The court went on to explain to long-suffering high school
administrators that, "When rights and interests as fundamental as
personal privacy and autonomy are at stake, the constitutional role
of the court suggests that the creation of a new and more intrusive
power of search and seizure should be left to Parliament to set up
and justify under a proper statutory framework."
This is very bad news for those charged with protecting the freedoms
and rights of kids who don't bring bad stuff to school and very good
news for those few kids who do.
True, the court decision arises out of a single event where an
Ontario Catholic school was locked down for a couple of hours while
police and a trained dog searched for, and subsequently found a
backpack with bags of marijuana and magic mushrooms in a gymnasium.
There may be more to the story, but on the face of it the decision
creates and enormous problem for those trying to control schools.
It is not uncommon for school administrators to receive information
from kids who don't see the school as a drugstore or a weapons mall,
and to act "in loco parentis" upon that information in an attempt to
convey the message that they are serious about "no drugs or weapons
in our school" and that the school is a safe place for our children.
Again, not so.
"While the [dog] search may have been seen by the police as an
efficient use of their resources, and by the principal of the school
as an efficient way to advance a zero-tolerance policy, these
objectives were achieved at the expense of the privacy interest (and
constitutional rights) of every student in the school."
That will also come as a bit of a puzzlement to school administrators
and, one would hope, to many parents who might have thought that
protecting the rights of all children to a safe and drug-free
education was exactly what the principal in this case was doing.
Apparently that action can now only be taken by an act of Parliament
if reports of the Supreme Court's decision have been accurately reported.
I know, I know, the law is there to protect everybody's right against
unlawful search and seizure, but when you have a building with a few
adults trying to control the actions of maybe a thousand adolescent
children, many of whose judgment about what's right and what's wrong
is still in the formative stage -- well, things can get pretty
challenging as it is.
Knowing that among those children are even one or two who have some
potential to harm others, and every large school, public or private,
has those one or two, keeps school administrators on guard.
If this otherwise reliable student who is troubled by drugs or
weapons in the school comes to the principal and tells the principal
that Johnny has dope or a gun in his backpack -- what is the
principal's next logical step short of informing the police, who then
attempt, on the basis of this flimsy information and in the light of
the Supreme Court's opinion, try to obtain a search warrant that day?
No. The principal should call Johnny into the office with his
backpack and the combination to his locker, explains the situation
and, with or without Johnny's permission, take a good long look
through both.
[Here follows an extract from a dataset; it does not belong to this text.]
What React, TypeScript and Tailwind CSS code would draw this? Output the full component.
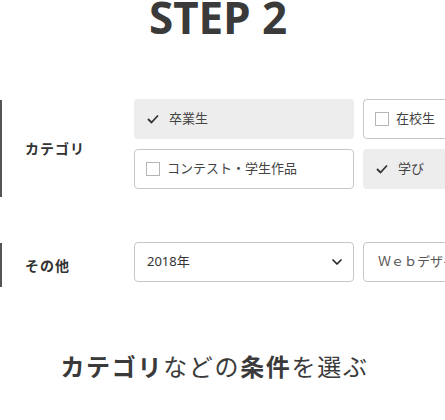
import { ChevronDown } from "lucide-react";

const Check = () => (
  <svg width="12" height="10" viewBox="0 0 12 10" className="shrink-0">
    <polyline points="1,5 4.5,8.5 11,1.5" fill="none" stroke="#333" strokeWidth="1.8" />
  </svg>
);

const Box = () => (
  <span className="w-[14px] h-[14px] border border-[#b5b5b5] bg-white shrink-0" />
);

interface Item {
  label: string;
  checked: boolean;
}

const items: Item[] = [
  { label: "卒業生", checked: true },
  { label: "在校生", checked: false },
  { label: "コンテスト・学生作品", checked: false },
  { label: "学び", checked: true },
];

const App = () => {
  return (
    <div className="w-[445px] h-[420px] overflow-hidden bg-white text-[#333] font-['Noto_Sans','Noto_Sans_CJK_JP',sans-serif]">
      <h1 className="text-center text-[44px] leading-[34px] font-bold text-[#3a3a3a] pr-[9px]">
        STEP 2
      </h1>

      {/* category */}
      <div className="flex mt-[65px]">
        <div className="w-[134px] shrink-0 h-[97px] mt-[1px] border-l-2 border-[#555] flex items-center pl-[23px] text-[14px] font-bold tracking-[1px]">
          カテゴリ
        </div>
        <div className="grid grid-cols-[220px_220px] grid-rows-[40px_40px] gap-x-[9px] gap-y-[10px] shrink-0">
          {items.map((item) => (
            <div
              key={item.label}
              className={
                item.checked
                  ? "h-[40px] rounded-[4px] bg-[#ededed] flex items-center gap-[10px] pl-[13px] text-[13px] text-[#444]"
                  : "h-[40px] rounded-[4px] bg-white border border-[#c6c6c6] flex items-center gap-[7px] pl-[11px] text-[13px] text-[#444]"
              }
            >
              {item.checked ? <Check /> : <Box />}
              <span>{item.label}</span>
            </div>
          ))}
        </div>
      </div>

      {/* other */}
      <div className="flex mt-[45px]">
        <div className="w-[134px] shrink-0 h-[44px] mt-[1px] border-l-2 border-[#555] flex items-center pl-[23px] text-[14px] font-bold tracking-[1px]">
          その他
        </div>
        <div className="flex gap-[9px] shrink-0">
          <div className="w-[220px] h-[40px] rounded-[4px] border border-[#c6c6c6] flex items-center justify-between pl-[12px] pr-[8px] text-[13px]">
            <span>2018年</span>
            <ChevronDown size={16} strokeWidth={2.5} color="#222" />
          </div>
          <div className="w-[220px] h-[40px] rounded-[4px] border border-[#c6c6c6] flex items-center pl-[14px] text-[13px] text-[#555] whitespace-nowrap">
            Ｗｅｂデザイン
          </div>
        </div>
      </div>

      <p className="mt-[64px] pr-[16px] text-center text-[24px] leading-[32px] tracking-[0.07em] text-[#3a3a3a]">
        <span className="font-bold">カテゴリ</span>などの<span className="font-bold">条件</span>を選ぶ
      </p>
    </div>
  );
};

export default App;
The harm done to Johnny's freedoms surely is outweighed
by the drug availability in the school or even the potential for a
repetition of the kind of unthinkable school incidents we read about
every other week.
We need the law and we need the Supreme Court but we also need
day-to-day common sense.
While the learned judges were no doubt correct within the
complexities of law, Robert Green Ingersoll put it better:
"It is a thousand times better to have common sense without education
than to have education without common sense."